Data for processing:
━━━━━━━━━━━━━━━━

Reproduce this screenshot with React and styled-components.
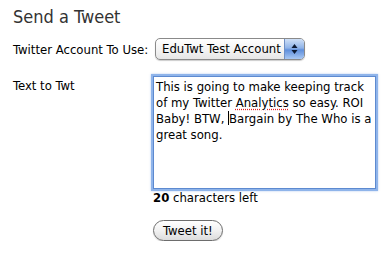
import React from 'react';
import styled, { createGlobalStyle } from 'styled-components';

const GlobalStyle = createGlobalStyle`
  html, body {
    margin: 0;
    padding: 0;
    background: #ffffff;
  }
  body {
    font-family: "DejaVu Sans Condensed", "DejaVu Sans", sans-serif;
    font-size: 13px;
    color: #000;
  }
`;

const Page = styled.div`
  padding: 6px 13px 0 13px;
`;

const Heading = styled.h1`
  margin: 0 0 10px;
  font-size: 18px;
  line-height: 22px;
  font-weight: normal;
  color: #333;
`;

const Form = styled.div`
  display: grid;
  grid-template-columns: 140px auto;
  row-gap: 14px;
  align-items: start;
`;

const Label = styled.div`
  line-height: 16px;
  padding-top: ${(p) => p.$top || 0}px;
`;

const Select = styled.div`
  display: flex;
  width: 150px;
  height: 22px;
  box-sizing: border-box;
  border: 1px solid #8a8a8a;
  border-radius: 5px;
  overflow: hidden;
  background: linear-gradient(#ffffff, #f2f2f2 60%, #e6e6e6);
  box-shadow: 0 1px 1px rgba(0, 0, 0, 0.2);
  margin-left: 2px;
`;

const SelectText = styled.span`
  flex: 1;
  padding-left: 6px;
  line-height: 20px;
  white-space: nowrap;
`;

const Stepper = styled.span`
  width: 19px;
  display: flex;
  align-items: center;
  justify-content: center;
  border-left: 1px solid #6f8fc4;
  background: linear-gradient(#cfe0f7, #8fb3e8 45%, #5f8fdc 55%, #a8c8f4);
`;

const Field = styled.div`
  display: flex;
  flex-direction: column;
  align-items: flex-start;
`;

const TextBox = styled.div`
  width: 223px;
  height: 113px;
  box-sizing: border-box;
  border: 1px solid #5d8ad0;
  outline: 2px solid #8fb4ea;
  box-shadow: 0 0 2px 2px rgba(120, 160, 225, 0.55);
  padding: 2px 2px;
  line-height: 16px;
  margin-top: 2px;
`;

const Misspelled = styled.span`
  text-decoration: underline dotted #e02020;
  text-underline-offset: 2px;
`;

const Caret = styled.span`
  display: inline-block;
  width: 1px;
  height: 14px;
  background: #000;
  vertical-align: -2px;
`;

const Counter = styled.div`
  margin-top: 1px;
  line-height: 16px;
  b {
    font-weight: bold;
  }
`;

const Button = styled.button`
  margin-top: 14px;
  font-family: inherit;
  font-size: 13px;
  color: #000;
  height: 21px;
  padding: 0 9px;
  border: 1px solid #6d6d6d;
  border-radius: 11px;
  background: linear-gradient(#ffffff, #f1f1f1 50%, #dcdcdc);
  box-shadow: 0 1px 1px rgba(0, 0, 0, 0.15);
  line-height: 19px;
`;

export default function App() {
  return (
    <Page>
      <GlobalStyle />
      <Heading>Send a Tweet</Heading>
      <Form>
        <Label $top={4}>Twitter Account To Use:</Label>
        <Select>
          <SelectText>EduTwt Test Account</SelectText>
          <Stepper>
            <svg width="7" height="12" viewBox="0 0 7 12">
              <path d="M3.5 1 L6.5 5 L0.5 5 Z" fill="#0c1a33" />
              <path d="M3.5 11 L6.5 7 L0.5 7 Z" fill="#0c1a33" />
            </svg>
          </Stepper>
        </Select>
        <Label $top={4}>Text to Twt</Label>
        <Field>
          <TextBox>
            This is going to make keeping track of my Twitter{' '}
            <Misspelled>Analytics</Misspelled> so easy. ROI Baby! BTW, <Caret />Bargain by
            The Who is a great song.
          </TextBox>
          <Counter>
            <b>20</b> characters left
          </Counter>
          <Button>Tweet it!</Button>
        </Field>
      </Form>
    </Page>
  );
}
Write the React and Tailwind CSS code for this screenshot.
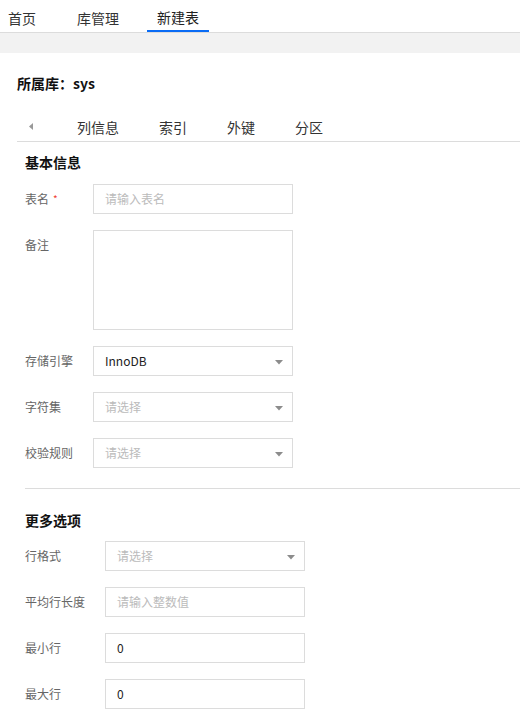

━━━━━━━━━━━━━━━━

Work to do: Copy every line of the data word for word, omitting the images.

Written response:
Reproduce this screenshot with React and styled-components.
import React from 'react';
import styled, { createGlobalStyle } from 'styled-components';

const GlobalStyle = createGlobalStyle`
  html, body {
    margin: 0;
    padding: 0;
    background: #ffffff;
  }
  body {
    font-family: "DejaVu Sans Condensed", "DejaVu Sans", sans-serif;
    font-size: 13px;
    color: #000;
  }
`;

const Page = styled.div`
  padding: 6px 13px 0 13px;
`;

const Heading = styled.h1`
  margin: 0 0 10px;
  font-size: 18px;
  line-height: 22px;
  font-weight: normal;
  color: #333;
`;

const Form = styled.div`
  display: grid;
  grid-template-columns: 140px auto;
  row-gap: 14px;
  align-items: start;
`;

const Label = styled.div`
  line-height: 16px;
  padding-top: ${(p) => p.$top || 0}px;
`;

const Select = styled.div`
  display: flex;
  width: 150px;
  height: 22px;
  box-sizing: border-box;
  border: 1px solid #8a8a8a;
  border-radius: 5px;
  overflow: hidden;
  background: linear-gradient(#ffffff, #f2f2f2 60%, #e6e6e6);
  box-shadow: 0 1px 1px rgba(0, 0, 0, 0.2);
  margin-left: 2px;
`;

const SelectText = styled.span`
  flex: 1;
  padding-left: 6px;
  line-height: 20px;
  white-space: nowrap;
`;

const Stepper = styled.span`
  width: 19px;
  display: flex;
  align-items: center;
  justify-content: center;
  border-left: 1px solid #6f8fc4;
  background: linear-gradient(#cfe0f7, #8fb3e8 45%, #5f8fdc 55%, #a8c8f4);
`;

const Field = styled.div`
  display: flex;
  flex-direction: column;
  align-items: flex-start;
`;

const TextBox = styled.div`
  width: 223px;
  height: 113px;
  box-sizing: border-box;
  border: 1px solid #5d8ad0;
  outline: 2px solid #8fb4ea;
  box-shadow: 0 0 2px 2px rgba(120, 160, 225, 0.55);
  padding: 2px 2px;
  line-height: 16px;
  margin-top: 2px;
`;

const Misspelled = styled.span`
  text-decoration: underline dotted #e02020;
  text-underline-offset: 2px;
`;

const Caret = styled.span`
  display: inline-block;
  width: 1px;
  height: 14px;
  background: #000;
  vertical-align: -2px;
`;

const Counter = styled.div`
  margin-top: 1px;
  line-height: 16px;
  b {
    font-weight: bold;
  }
`;

const Button = styled.button`
  margin-top: 14px;
  font-family: inherit;
  font-size: 13px;
  color: #000;
  height: 21px;
  padding: 0 9px;
  border: 1px solid #6d6d6d;
  border-radius: 11px;
  background: linear-gradient(#ffffff, #f1f1f1 50%, #dcdcdc);
  box-shadow: 0 1px 1px rgba(0, 0, 0, 0.15);
  line-height: 19px;
`;

export default function App() {
  return (
    <Page>
      <GlobalStyle />
      <Heading>Send a Tweet</Heading>
      <Form>
        <Label $top={4}>Twitter Account To Use:</Label>
        <Select>
          <SelectText>EduTwt Test Account</SelectText>
          <Stepper>
            <svg width="7" height="12" viewBox="0 0 7 12">
              <path d="M3.5 1 L6.5 5 L0.5 5 Z" fill="#0c1a33" />
              <path d="M3.5 11 L6.5 7 L0.5 7 Z" fill="#0c1a33" />
            </svg>
          </Stepper>
        </Select>
        <Label $top={4}>Text to Twt</Label>
        <Field>
          <TextBox>
            This is going to make keeping track of my Twitter{' '}
            <Misspelled>Analytics</Misspelled> so easy. ROI Baby! BTW, <Caret />Bargain by
            The Who is a great song.
          </TextBox>
          <Counter>
            <b>20</b> characters left
          </Counter>
          <Button>Tweet it!</Button>
        </Field>
      </Form>
    </Page>
  );
}
Write the React and Tailwind CSS code for this screenshot.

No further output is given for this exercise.